Out of 9,866,622 answer books evaluated this year, 68,018 had to be rescanned due to poor image quality, while 13,583 were assessed manually after repeated scanning attempts failed to produce legible copies.
Surge in revaluation requests and student concerns
The scale of student concern has been reflected in post-result data. As of May 26, CBSE had received 404,319 applications requesting scanned copies of 1,131,961 Class 12 answer books. This marks a rise of over 208% in applications and 301% in answer-book requests compared with the previous year.
CBSE attributed the increase to a sharp reduction in fees announced on May 17, which cut the cost of a scanned copy from ₹700 to ₹100 per subject.
However, students, parents, and school principals told that the surge also reflected growing anxiety over evaluation quality, especially after the Class 12 pass percentage fell by 3.19 percentage points to 85.20%, the lowest since 2019.
Case of mismatch and earlier pilot experience
Concerns about accuracy have also emerged in individual cases. In one widely reported incident, Class 12 student Vedant Shrivastava alleged that the physics answer sheet uploaded under his roll number did not belong to him. CBSE later acknowledged the error and provided the correct sheet.
CBSE had previously piloted OSM in 2014 for select Class 10 subjects across regions and two Class 12 subjects in Delhi, but the initiative was scaled back due to scanning and connectivity limitations.
Despite the current controversy, officials stated at the May 17 press conference that OSM would continue for next year’s board examinations.

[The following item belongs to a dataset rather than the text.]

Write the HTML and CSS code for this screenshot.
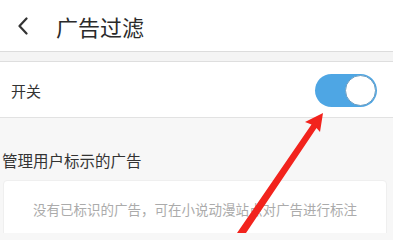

Former CBSE chief flags need for stronger preparation
Former CBSE chairperson Ashok Ganguly said the initiative was promising but required significantly better preparation.
Pending distribution of scanned copies ahead of re-evaluation
Several students are still awaiting receipt of their scanned answer copies ahead of the re-evaluation window, adding to ongoing concerns over the implementation and reliability of the CBSE’s on-screen marking system for Class 12 examinations.